Iranian regime controlled media loudly broadcast remarks made by Hassan Rouhani at a ceremony marking National Exports Day in Tehran in which he called for peaceful co-existence with the rest of the world and Iran’s neighbors.
No, this was not an April’s Fool joke come early, nor was it an attempt at early Halloween gallows humor.
Rouhani was making his appeal because the world has not reacted well to the regime’s militant and aggressive moves since a nuclear agreement was reach over 18 months ago. There has arisen significant uncertainty among foreign companies, institutional investors and many governments over entering into business agreements at a time when new sanctions may be coming.
Rouhani was making his appeal on a strictly commercial basis in which he hoped to see Iran enter the global marketplace as a significant consumer market, as well as an eventual exporter of goods.
According to Trend News Agency, “Iran has no choice other than forming a constructive interaction with the world in order to boost its export,” he said.
He further said that constructive interaction with the world means establishing suitable ties with global community for exports, and import of capital goods and raw materials as well as employment of youth.
There is good reason for Rouhani and his fellow mullahs to be worried. Iran’s economy remains stagnant, with little benefits trickling down to ordinary Iranians as promised by Rouhani. Youth unemployment remains staggeringly high and wages have not risen significantly in over a decade leading to widespread discontent and protests throughout Iran.
Scandals involving excessive compensation for high-placed executives at regime-controlled industries have rocked Rouhani’s term, as does a high-profile crackdown against journalists, students, artists, bloggers, dissidents, and religious and ethnic minorities.
The mullahs’ “morals” police squads are working overtime arresting and abusing everyone from Iranian women riding bicycles to Iranian youth congregating in coffee shops.
But what has most foreign companies and investors worried is the regime’s rapid escalation in its involvement in three widening proxy wars in Syria, Iraq and Yemen, in which US armed forces are increasingly being drawn into direct conflict with Iranian and Iranian-backed forces.
In Yemen, Iranian regime-backed Houthi rebels reportedly fired cruise missiles at US warships three times in one week; resulting a response from the US of three cruise missiles hitting radar installations in Yemen.
US Army Gen. Joseph Votel, commander of US forces in the Middle East, said on Wednesday that he believes Iran was behind the missile strikes on US Navy ships in Yemen.
“I do think that Iran is playing a role in some of this. They have a relationship with the Houthis, so I do suspect there is a role in that,” said Votel at the Center for American Progress, The Hill’s Kristina Wong reports.
Now news reports have surfaced detailing how the Iranian regime has stepped up weapons transfers to the Houthis threatening to widen and prolong the now 19-month-old war.
Much of the recent smuggling activity has been through Oman, which neighbors Yemen, including via overland routes that take advantage of porous borders between the two countries, the officials said.

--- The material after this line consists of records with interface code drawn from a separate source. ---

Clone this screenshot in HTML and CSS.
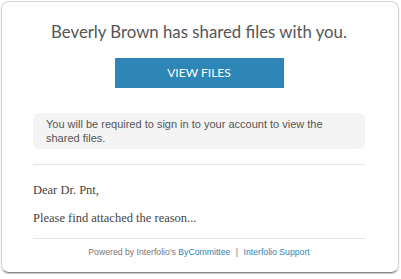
FILE: index.html
```html
<!DOCTYPE html>
<html lang="en">
<head>
    <meta charset="UTF-8">
    <meta name="viewport" content="width=device-width, initial-scale=1.0">
    <title>Shared files</title>
    <link rel="stylesheet" href="styles.css">
</head>
<body>
    <div class="card">
        <h1 class="title">Beverly Brown has shared files with you.</h1>

        <div class="buttonRow">
            <a class="viewButton" href="#">VIEW FILES</a>
        </div>

        <div class="notice">
            You will be required to sign in to your account to view the shared files.
        </div>

        <div class="message">
            <p>Dear Dr. Pnt,</p>
            <p>Please find attached the reason...</p>
        </div>

        <div class="footer">
            Powered by Interfolio's <a href="#">ByCommittee</a>
            <span class="sep">|</span>
            <a href="#">Interfolio Support</a>
        </div>
    </div>
</body>
</html>
```

FILE: styles.css
```css
body {
    margin: 0;
    padding: 1px;
    background-color: #fff;
}

.card {
    box-sizing: border-box;
    width: 398px;
    height: 272px;
    padding: 0 33px 0 31px;
    border: 1px solid #d4d4d4;
    border-bottom-color: #8a8a8a;
    border-radius: 8px;
    box-shadow: 0 1px 1px rgba(0, 0, 0, 0.25);
    display: flex;
    flex-direction: column;
}

.title {
    margin: 20px 0 0;
    font-family: "Lato", sans-serif;
    font-weight: normal;
    font-size: 16.8px;
    line-height: 20px;
    color: #555;
    text-align: center;
}

.buttonRow {
    display: flex;
    justify-content: center;
    margin-top: 16px;
}

.viewButton {
    width: 169px;
    height: 30px;
    line-height: 30px;
    background-color: #2e86b7;
    color: #fff;
    text-decoration: none;
    text-align: center;
    font-family: "Lato", sans-serif;
    font-size: 12px;
}

.notice {
    margin-top: 25px;
    padding: 4px 13px;
    background-color: #f4f4f4;
    border-radius: 6px;
    font-family: "Liberation Sans", sans-serif;
    font-size: 11px;
    line-height: 14px;
    color: #555;
}

.message {
    margin-top: 15px;
    padding-top: 18px;
    border-top: 1px solid #e6e6e6;
    font-family: "Liberation Serif", serif;
    font-size: 12.5px;
    color: #444;
}

.message p {
    margin: 0 0 14px;
    line-height: 14px;
}

.message p:last-child {
    margin-bottom: 0;
}

.footer {
    margin-top: 13px;
    padding-top: 8px;
    border-top: 1px solid #e6e6e6;
    text-align: center;
    font-family: "Liberation Sans", sans-serif;
    font-size: 8.7px;
    color: #777;
}

.footer a {
    color: #2e86b7;
    text-decoration: none;
}

.sep {
    margin: 0 3px;
}
```
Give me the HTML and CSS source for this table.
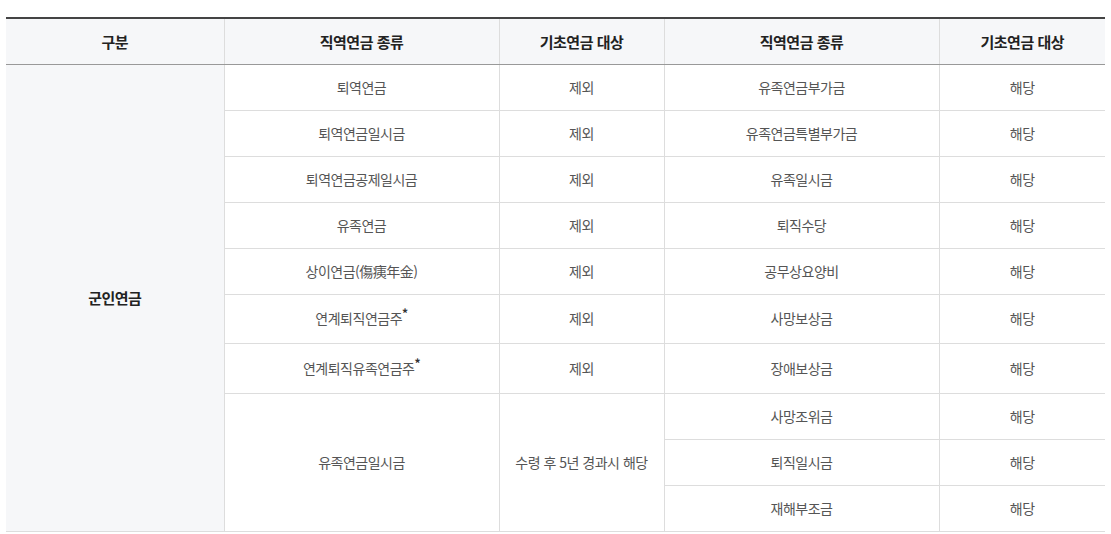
FILE: index.html
```html
<!DOCTYPE html>
<html lang="ko">
<head>
<meta charset="utf-8">
<link rel="stylesheet" href="styles.css">
</head>
<body>
<table class="tbl">
  <colgroup>
    <col class="w-cat"><col class="w-type"><col class="w-tgt"><col class="w-type"><col class="w-tgt2">
  </colgroup>
  <thead>
    <tr>
      <th>구분</th>
      <th>직역연금 종류</th>
      <th>기초연금 대상</th>
      <th>직역연금 종류</th>
      <th>기초연금 대상</th>
    </tr>
  </thead>
  <tbody>
    <tr>
      <td rowspan="10" class="cat">군인연금</td>
      <td>퇴역연금</td><td>제외</td><td>유족연금부가금</td><td>해당</td>
    </tr>
    <tr><td>퇴역연금일시금</td><td>제외</td><td>유족연금특별부가금</td><td>해당</td></tr>
    <tr><td>퇴역연금공제일시금</td><td>제외</td><td>유족일시금</td><td>해당</td></tr>
    <tr><td>유족연금</td><td>제외</td><td>퇴직수당</td><td>해당</td></tr>
    <tr><td>상이연금(傷痍年金)</td><td>제외</td><td>공무상요양비</td><td>해당</td></tr>
    <tr class="sup-row"><td>연계퇴직연금주<sup>*</sup></td><td>제외</td><td>사망보상금</td><td>해당</td></tr>
    <tr class="sup-row2"><td>연계퇴직유족연금주<sup>*</sup></td><td>제외</td><td>장애보상금</td><td>해당</td></tr>
    <tr>
      <td rowspan="3">유족연금일시금</td>
      <td rowspan="3">수령 후 5년 경과시 해당</td>
      <td>사망조위금</td><td>해당</td>
    </tr>
    <tr><td>퇴직일시금</td><td>해당</td></tr>
    <tr><td>재해부조금</td><td>해당</td></tr>
  </tbody>
</table>
</body>
</html>
```

FILE: styles.css
```css
html, body {
  margin: 0;
  padding: 0;
  background: #fff;
}
body {
  padding: 17px 6px 0 6px;
  font-family: "Noto Sans CJK KR", "Noto Sans", sans-serif;
}
.tbl {
  width: 1099px;
  border-collapse: collapse;
  table-layout: fixed;
  border-top: 2px solid #444;
}
.w-cat { width: 218px; }
.w-type { width: 275px; }
.w-tgt { width: 165px; }
.w-tgt2 { width: 166px; }
.tbl th {
  background: #f6f7f9;
  color: #222;
  font-size: 15px;
  font-weight: 700;
  height: 46px;
  padding: 0 8px;
  box-sizing: border-box;
  border-left: 1px solid #ddd;
  border-bottom: 1px solid #999;
  letter-spacing: -0.5px;
}
.tbl td {
  color: #555;
  font-size: 14px;
  line-height: 21px;
  height: 46px;
  box-sizing: border-box;
  padding: 12px 8px;
  text-align: center;
  border-left: 1px solid #ddd;
  border-bottom: 1px solid #ddd;
  letter-spacing: -0.5px;
}
.tbl th:first-child { border-left: none; }
.tbl td.cat {
  border-left: none;
  background: #f6f7f9;
  color: #222;
  font-size: 15px;
  font-weight: 700;
}
.tbl tr.sup-row td {
  height: 49px;
}
.tbl tr.sup-row2 td {
  height: 50px;
}
.tbl sup {
  font-size: 12px;
  font-weight: 700;
  color: #333;
  line-height: 0;
  vertical-align: 6px;
}
```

U.S. and Western officials who spoke to Reuters about the recent trend in arms transfers said it was based on intelligence they had seen but did not elaborate on its nature. They said the frequency of transfers on known overland smuggling routes had increased notably, though the scale of the shipments was unclear.
A senior Iranian diplomat confirmed a “sharp surge in Iran’s help to the Houthis in Yemen” since May, referring to weapons, training and money.
“The nuclear deal gave Iran an upper hand in its rivalry with Saudi Arabia, but it needs to be preserved,” the diplomat said.
Ironically, the timing of the increased flow of cash and arms to the Houthis coincides with the ransom payments of $1.7 billion made to the Iranian regime by the US to free four American hostages.
Meanwhile in Syria, the growing failure of repeated cease-fires have placed US personnel dangerously close to being targeted by Russian and Syrian airstrikes, as well as facing Shiite militias imported from Iraq by Iranian airliners to fight alongside Syrian forces against US-backed rebels.
It is against this backdrop of global uncertainty that Rouhani is making one of the most absurd sales pitches anyone can recall since it is exactly because of the Iranian regime’s acts that have made many companies and investors skittish at risking billions of dollars.
That idea of co-existence draws little weight as Rouhani himself has admitted that the regime does not recognize dual national citizens and is in the midst of an unprecedented binge of hostage-taking of US, British, Canadian and other citizens.
Even more disturbing has been taunting statements made on regime-controlled websites demanding “billions in cash” as ransom payments for these new hostages.
Even Rouhani has taken a personal hand in tightening the figurative noose among his fellow Iranians by firing Minister of Culture and Islamic Guidance Ali Jannati, Education Minister Ali Asghar Fani and Minister of Youth Affairs and Sports Mahmoud Goudarzi all on the same day.
It’s interesting to note that all three ministers oversaw parts of Iranian society which enjoyed a bit more creative freedom during the run-up of the nuclear negotiations in an effort to present a more “open” society to the world. With the nuclear deal accomplished, their dismissals and subsequent crackdown on freedoms should not be a surprise.